The Corky’s songs are often layer productions that seem to include multiple instruments and choruses of voices. Really, it’s just Erath playing around in his home studio. His snappy rhymes and catchy melodies are on par with geek-rockers They Might Be Giants.
“I don’t know The Giants,” he says, when told of the comparison. “Oh! They Might Be Giants. I’ve heard of them, but I don’t know anything about them.”
Erath hails from an older time, an age when consumers were bombarded with jingles like, “You wonder where the yellow went when you brush your teeth with Pepsodent!” That was one of the ditties that helped steer Erath down his career path—that and the melody for the “Tarpon Rodeo,” a New Orleans fishing tournament.
That’s where Erath was born, but, as the son of insurance salesman, he bounced around Texas and Georgia, eventually ending up on the West Coast. He studied marketing at San Diego State University, spent a few months at a seminary and found inspiration in the live verse of poet Ogden Nash.
It was around that time—the mid 1970s—that Erath met Joe Bauer, radio personality on the Hudson & Bauer morning show on 760 KFMB. Erath joined the team, writing humorous jingles; his “hit” was a parody in response to the 1981 baseball strike: “I hate baseball, baseball really stinks / I hate baseball, baseball’s full of finks. / Winfield, Garvey, Rose, stick it up your nose and go tell Bowie phooey too.”
Bauer says the song was pressed into a 45 that, coincidentally, was released the day the strike ended.
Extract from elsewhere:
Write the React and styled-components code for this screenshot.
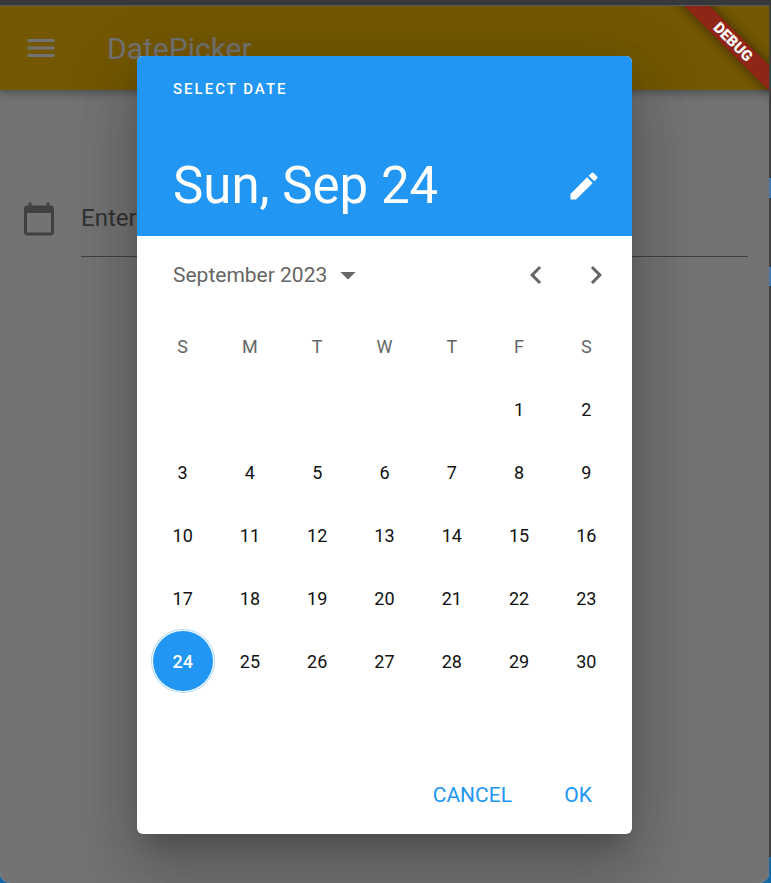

Erath was also one of the show’s main impersonators—his Mike Tyson and Elvis Presley were apparently dead-on.
“As a matter of fact, when Elvis died, we called him that day in heaven,” Bauer says. “We would call him from time to time on his birthday, and he’d be up in heaven eating jelly doughnuts.”
Years after the show went off the air, Bauer heard the Corky’s jingle and immediately recognized Erath’s handiwork. It was in the rhythm, the intonation, the wordplay. The voice of a termite used the same high-pitched effect Erath used to play “The World’s Smallest Person” on the morning show.
“Glenn has an incredible wit,” Bauer says. “Actually, sometimes he’s too fast for himself. I tell him to slow down: ‘You’ve slid past some really funny stuff. Let people hear it; let it soak in.’ It’s like Robin Williams: You have to listen to it two or three times to get it all.”
It wasn’t too fast for pest-control mogul Corky Mizer. As the story goes, he called up KFMB to get Erath’s name and number. It was a smart move: Erath’s work has twice won top honors from the San Diego Radio Broadcasters Association.
“Nine-oh-one-one-one-oh-two,” sings Bill Corkery of Bill Corkery Productions, who shared the award with Erath. “It just sticks with you. It’s entertaining and has more longevity than a lot of the commercials that are just cluttering the airwaves.”
Erath says he used to work too hard on his jingles, writing verses upon verses, before he realized that simplicity is key.
“That’s the creative challenge for me,” he says. “It’s more than just writing a song. It’s actually trying to write a song that’s effective in getting people to remember something or even take action.”
Until about six months ago, Erath was making a living writing jingles for Corky’s and other clients, like Goodwill, as well as hosting roasts and events. But over the last year, as he fell upon financial hardship, Corky’s hired him full time. Now he sings songs about short-selling homes at real-estate gatherings.
“I have found that a lot of times I’ll go to these conferences and a guy will talk for a half-hour and I can summarize what he said in a 30-second song,” Erath says. “Get to the point; get to the crux of what you’re trying to do. I love simplicity. I love it if I can boil it down to something simple and it’s clever.”